Hawaii Cop Found Guilty of Killing Michigan Man; Lied About His Death

Jury convicts former Hawaii officer in Michigan man's death.

Hawaii Cop Found Guilty of Lying About Accident That Killed Michigan Man
Hawaii Island police officer Jody Buddemeyer was arrested on suspicion of negligent homicide after allegedly striking 63-year-old Jeffrey Surnow.

KAILUA-KONA, Hawaii – A jury has convicted a former Hawaii cop of killing a Michigan bicyclist in 2015 and lying about the accident. The Big Island officer was found guilty last week of misdemeanor negligent homicide after prosecutors said he struck and killed 63-year-old Jeffrey Surnow. Surnow, a Michigan resident, was out riding his bike in March 2015 when the officer, Jody Buddemeyer, struck him from behind.
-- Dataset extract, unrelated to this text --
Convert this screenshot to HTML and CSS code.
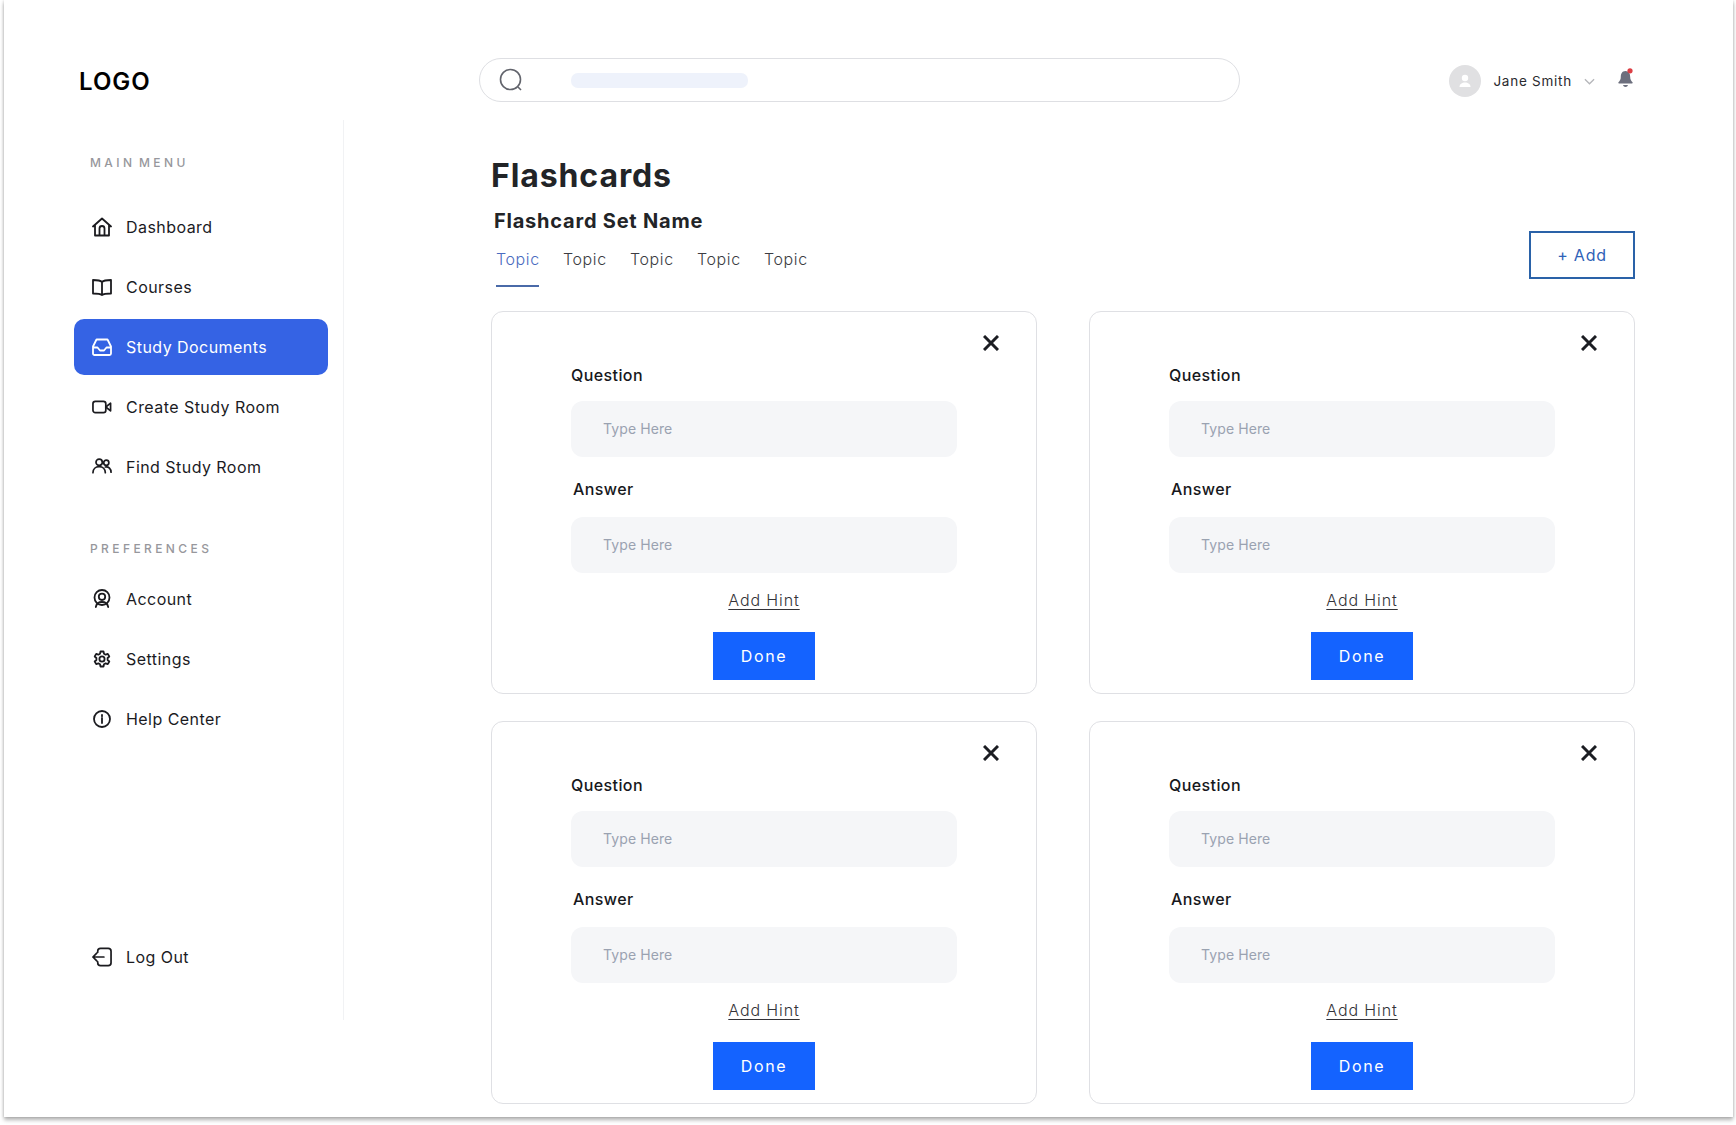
FILE: index.html
```html
<!DOCTYPE html>
<html lang="en">
<head>
<meta charset="utf-8">
<title>Flashcards</title>
<link rel="stylesheet" href="styles.css">
</head>
<body>
<div class="frame">
  <header class="topbar">
    <div class="logo">LOGO</div>
    <div class="search">
      <svg class="search-icon" viewBox="0 0 24 24"><circle cx="11.5" cy="11.5" r="10"/><path d="M19 19l3 3"/></svg>
      <span class="search-pill"></span>
    </div>
    <div class="user">
      <span class="avatar"><svg viewBox="0 0 32 32"><circle cx="16" cy="13" r="3.2"/><path d="M10.5 22c0-3 2.5-4.5 5.500-4.500s5.500 1.500 5.500 4.500z"/></svg></span>
      <span class="user-name">Jane Smith</span>
      <svg class="chevron" viewBox="0 0 12 7"><path d="M1 1l5 5 5-5"/></svg>
      <svg class="bell" viewBox="0 0 16 20"><path class="bell-body" d="M7.500 3C4 3 2.800 6 2.800 9c0 2.500-1 4-2.300 5.300-.4.500-.2 1.200.5 1.200h13c.7 0 .9-.7.500-1.200C13.200 13 12.200 11.500 12.200 9c0-3-1.200-6-4.700-6z"/><path class="bell-body" d="M5 17h5c-.3 1.300-1.300 2-2.500 2S5.300 18.300 5 17z"/><circle class="bell-dot" cx="12" cy="2.800" r="2.600"/></svg>
    </div>
  </header>
  <div class="body">
    <aside class="sidebar">
      <div class="section-label label-main">MAIN MENU</div>
      <nav class="nav">
        <a class="nav-item"><svg class="icon" viewBox="0 0 20 20"><path d="M1 9.500L10 1.500l9 8M3 8v10.500h14V8M7.500 18.500V11.500a2.500 2.500 0 0 1 5 0v7"/></svg>Dashboard</a>
        <a class="nav-item"><svg class="icon" viewBox="0 0 20 20"><path d="M10 5C8.500 3.500 6 3 1 3v13.500c5 0 7.500.3 9 1.500 1.500-1.200 4-1.500 9-1.500V3c-5 0-7.500.5-9 2zM10 5v13"/></svg>Courses</a>
        <a class="nav-item active"><svg class="icon" viewBox="0 0 20 20"><path d="M1 9.500L4.500 2.500h11L19 9.500v7a1.500 1.500 0 0 1-1.500 1.500h-15A1.500 1.500 0 0 1 1 16.500zM1 10.500h4.500l2.500 3h4l2.500-3H19"/></svg>Study Documents</a>
        <a class="nav-item"><svg class="icon" viewBox="0 0 21 20"><rect x="1" y="4" width="13.500" height="12" rx="2.500"/><path d="M14.500 10l5-4v8z"/></svg>Create Study Room</a>
        <a class="nav-item"><svg class="icon" viewBox="0 0 21 20"><circle cx="7.500" cy="5" r="3.300"/><circle cx="15" cy="5.500" r="2.700"/><path d="M1 16c0-4 2.800-6.300 6.500-6.300S14 12 14 16M14 10c3.500-.6 6 2 6 5.500"/></svg>Find Study Room</a>
      </nav>
      <div class="section-label label-prefs">PREFERENCES</div>
      <nav class="nav">
        <a class="nav-item"><svg class="icon" viewBox="0 0 20 20"><circle cx="10" cy="8.500" r="7.500"/><circle cx="10" cy="7.800" r="3.200"/><path d="M3.800 18c.6-3.300 3-5 6.200-5s5.600 1.700 6.200 5"/></svg>Account</a>
        <a class="nav-item"><svg class="icon" viewBox="0 0 20 20"><circle cx="10" cy="10" r="2.600"/><path d="M8.500 2.500h3l.5 2.300 1.600.9 2.200-.8 1.500 2.600-1.700 1.500v2l1.700 1.500-1.500 2.600-2.200-.8-1.600.9-.5 2.300h-3L8 15.200l-1.600-.9-2.200.8-1.500-2.600 1.700-1.500v-2L2.700 7.500l1.500-2.600 2.200.8L8 4.800z"/></svg>Settings</a>
        <a class="nav-item"><svg class="icon" viewBox="0 0 20 20"><circle cx="10" cy="10" r="8"/><path d="M10 9v5M10 5.800v1.400"/></svg>Help Center</a>
      </nav>
      <div class="nav logout">
        <a class="nav-item"><svg class="icon" viewBox="0 0 21 20"><path d="M6 5V4a3 3 0 0 1 3-3h8a3 3 0 0 1 3 3v12a3 3 0 0 1-3 3H9a3 3 0 0 1-3-3v-1M12.500 10H1M5 6l-4 4 4 4"/></svg>Log Out</a>
      </div>
    </aside>
    <main class="main">
      <h1 class="page-title">Flashcards</h1>
      <div class="set-head">
        <div>
          <h2 class="set-title">Flashcard Set Name</h2>
          <div class="tabs">
            <a class="tab active">Topic</a>
            <a class="tab">Topic</a>
            <a class="tab">Topic</a>
            <a class="tab">Topic</a>
            <a class="tab">Topic</a>
          </div>
        </div>
        <button class="add-btn">+ Add</button>
      </div>
      <section class="cards">
        <article class="card">
          <svg class="close" viewBox="0 0 16 16"><path d="M1 1l14 14M15 1L1 15"/></svg>
          <div class="field-label">Question</div>
          <div class="input">Type Here</div>
          <div class="field-label answer">Answer</div>
          <div class="input input-answer">Type Here</div>
          <a class="hint">Add Hint</a>
          <button class="done">Done</button>
        </article>
        <article class="card">
          <svg class="close" viewBox="0 0 16 16"><path d="M1 1l14 14M15 1L1 15"/></svg>
          <div class="field-label">Question</div>
          <div class="input">Type Here</div>
          <div class="field-label answer">Answer</div>
          <div class="input input-answer">Type Here</div>
          <a class="hint">Add Hint</a>
          <button class="done">Done</button>
        </article>
        <article class="card">
          <svg class="close" viewBox="0 0 16 16"><path d="M1 1l14 14M15 1L1 15"/></svg>
          <div class="field-label">Question</div>
          <div class="input">Type Here</div>
          <div class="field-label answer">Answer</div>
          <div class="input input-answer">Type Here</div>
          <a class="hint">Add Hint</a>
          <button class="done">Done</button>
        </article>
        <article class="card">
          <svg class="close" viewBox="0 0 16 16"><path d="M1 1l14 14M15 1L1 15"/></svg>
          <div class="field-label">Question</div>
          <div class="input">Type Here</div>
          <div class="field-label answer">Answer</div>
          <div class="input input-answer">Type Here</div>
          <a class="hint">Add Hint</a>
          <button class="done">Done</button>
        </article>
      </section>
    </main>
  </div>
</div>
</body>
</html>
```

FILE: styles.css
```css
* { box-sizing: border-box; }
html, body { margin: 0; padding: 0; background: #fff; }
body {
  font-family: Inter, "Liberation Sans", sans-serif;
  color: #1b1b1f;
  height: 1125px;
  overflow: hidden;
}
.frame {
  margin-left: 4px;
  width: 1729px;
  height: 1117px;
  padding-top: 58px;
  background: #fff;
  box-shadow: 0 3px 4px rgba(0,0,0,.3), -1px 0 2px rgba(0,0,0,.08), 1px 0 2px rgba(0,0,0,.08);
}
.topbar {
  display: flex;
  align-items: center;
  height: 44px;
  padding: 0 98px 0 75px;
}
.logo {
  width: 400px;
  padding-top: 2px;
  font-size: 24px;
  font-weight: 600;
  color: #000;
  letter-spacing: 1px;
}
.search {
  display: flex;
  align-items: center;
  gap: 48px;
  width: 761px;
  height: 44px;
  padding-left: 18.500px;
  border: 1.5px solid #dedfe3;
  border-radius: 22px;
}
.search-icon { width: 24px; height: 24px; fill: none; stroke: #62646c; stroke-width: 1.6; }
.search-pill { width: 177px; height: 15px; border-radius: 7px; background: #eef2fb; }
.user { display: flex; align-items: center; margin-left: auto; padding-top: 2px; }
.avatar { width: 32px; height: 32px; border-radius: 50%; background: #e0e0e2; }
.avatar svg { display: block; width: 32px; height: 32px; fill: #fff; }
.user-name { margin-left: 12px; font-size: 13.500px; letter-spacing: .75px; color: #2a2a2e; }
.chevron { width: 11px; height: 7px; margin-left: 12px; fill: none; stroke: #b5b6ba; stroke-width: 1.4; }
.bell { width: 16px; height: 20px; margin: -6px 1px 0 23px; }
.bell-body { fill: #6c6f7d; }
.bell-dot { fill: #dc3f45; }

.body { display: flex; height: 900px; margin-top: 18px; }
.sidebar {
  display: flex;
  flex-direction: column;
  width: 340px;
  padding-left: 70px;
  border-right: 1px solid #f1f2f4;
}
.section-label {
  padding-left: 16px;
  height: 16px;
  line-height: 16px;
  font-size: 12px;
  font-weight: 500;
  letter-spacing: 3.400px;
  word-spacing: -3px;
  color: #97979c;
}
.label-main { margin-top: 35px; margin-bottom: 28px; }
.label-prefs { margin-top: 46px; margin-bottom: 14px; }
.nav { display: flex; flex-direction: column; gap: 4px; }
.nav-item {
  display: flex;
  align-items: center;
  gap: 14px;
  width: 254px;
  height: 56px;
  padding-left: 18px;
  border-radius: 10px;
  font-size: 16px;
  font-weight: 400;
  letter-spacing: .45px;
  color: #1b1b1f;
}
.nav-item.active { background: #3563e4; color: #fff; }
.icon {
  flex: none;
  width: 20px;
  height: 20px;
  fill: none;
  stroke: currentColor;
  stroke-width: 1.8;
  stroke-linejoin: round;
  stroke-linecap: round;
}
.logout { margin-top: auto; margin-bottom: 35px; }

.main { width: 1291px; padding: 36px 0 0 147px; }
.page-title {
  margin: 0;
  height: 40px;
  line-height: 40px;
  font-size: 32px;
  font-weight: 700;
  letter-spacing: .9px;
  color: #222427;
}
.set-head {
  display: flex;
  justify-content: space-between;
  align-items: flex-end;
  width: 1144px;
  margin-top: 13px;
}
.set-title {
  margin: 0 0 0 3px;
  height: 24px;
  line-height: 24px;
  font-size: 20px;
  font-weight: 700;
  letter-spacing: .78px;
  color: #222427;
}
.tabs { display: flex; gap: 24px; margin: 16px 0 0 5px; }
.tab {
  width: 43px;
  height: 38px;
  line-height: 20px;
  font-size: 16px;
  font-weight: 300;
  letter-spacing: .6px;
  white-space: nowrap;
  color: #3c3c42;
}
.tab.active { color: #4a6bc0; border-bottom: 2px solid #4a6aa8; }
.add-btn {
  width: 106px;
  height: 48px;
  margin-bottom: 8px;
  background: #fff;
  border: 2px solid #2a62a8;
  font: 400 16px Inter, "Liberation Sans", sans-serif;
  letter-spacing: .8px;
  color: #2f62b8;
}
.cards {
  display: grid;
  grid-template-columns: 546px 546px;
  grid-auto-rows: 383px;
  gap: 27px 52px;
  margin-top: 24px;
}
.card {
  position: relative;
  display: flex;
  flex-direction: column;
  padding: 53px 79px 0;
  border: 1px solid #dfe0e4;
  border-radius: 12px;
  background: #fff;
}
.close {
  position: absolute;
  top: 23px;
  right: 37px;
  width: 16px;
  height: 16px;
  fill: none;
  stroke: #1b1d22;
  stroke-width: 3;
}
.field-label {
  height: 20px;
  line-height: 20px;
  font-size: 16px;
  font-weight: 500;
  letter-spacing: .4px;
  color: #17181c;
}
.field-label.answer { margin: 22px 0 18px 2px; }
.input {
  height: 56px;
  margin-top: 16px;
  padding-left: 32px;
  line-height: 56px;
  border-radius: 12px;
  background: #f5f6f8;
  font-size: 14px;
  letter-spacing: .1px;
  color: #9aa2b1;
}
.input-answer { margin-top: 0; }
.hint {
  align-self: center;
  height: 20px;
  margin-top: 17px;
  line-height: 20px;
  font-size: 16px;
  font-weight: 300;
  letter-spacing: .9px;
  color: #333338;
  text-decoration: underline;
  text-underline-offset: 3px;
}
.done {
  align-self: center;
  width: 102px;
  height: 48px;
  margin-top: 22px;
  border: 0;
  background: #1463ff;
  color: #fff;
  font: 400 16px Inter, "Liberation Sans", sans-serif;
  letter-spacing: 1.6px;
}
```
Hawaii Cop Found Guilty of Lying About Accident That Killed Michigan Man
Jody Buddemeyer cries during his testimony Thursday in Kona Circuit Court.

According to prosecutors, Buddemeyer fabricated the details of the accident telling dispatchers it was a hit-and-run. Buddemeyer even “methodically and thoughtfully” hid the broken parts of his car and claimed to investigators he hit a pig said Deputy Prosecutor Kauanoe Jackson. Despite the obvious evidence tampering, the jury found the Hawaii cop not guilty on that charge. They also found him not guilty on the charge of false reporting to law enforcement. The only saving grace was that the jury saw fit to find him guilty in the death of Surnow.

“I do appreciate the jury’s decision,” Jackson told West Hawaii Today. “The state understands it was a difficult case and believes the jury did their best with the evidence presented.”

Buddemeyer’s attorney, Brian De Lima, was dismayed by the verdict and argued his client was fatigued at the time of the crash due to working a double-shift.

“We appreciate the hard work of the jury in looking at the evidence and applying the law and respect their decision,” De Lima said following the hearing.

Buddemeyer’s sentencing hearing has been scheduled for Nov. 30th. He faces up to one year in prison for the misdemeanor negligent homicide conviction.

Surnow’s brother Jeffrey, also an avid long-distance cyclist, now avoids bike riding on open roads following his brother’s death.

“My views have changed since my brother died,” he said in 2017. “Speaking for myself, I no longer feel safe riding on the roads. I ride my mountain bike exclusively on trails free of cars.”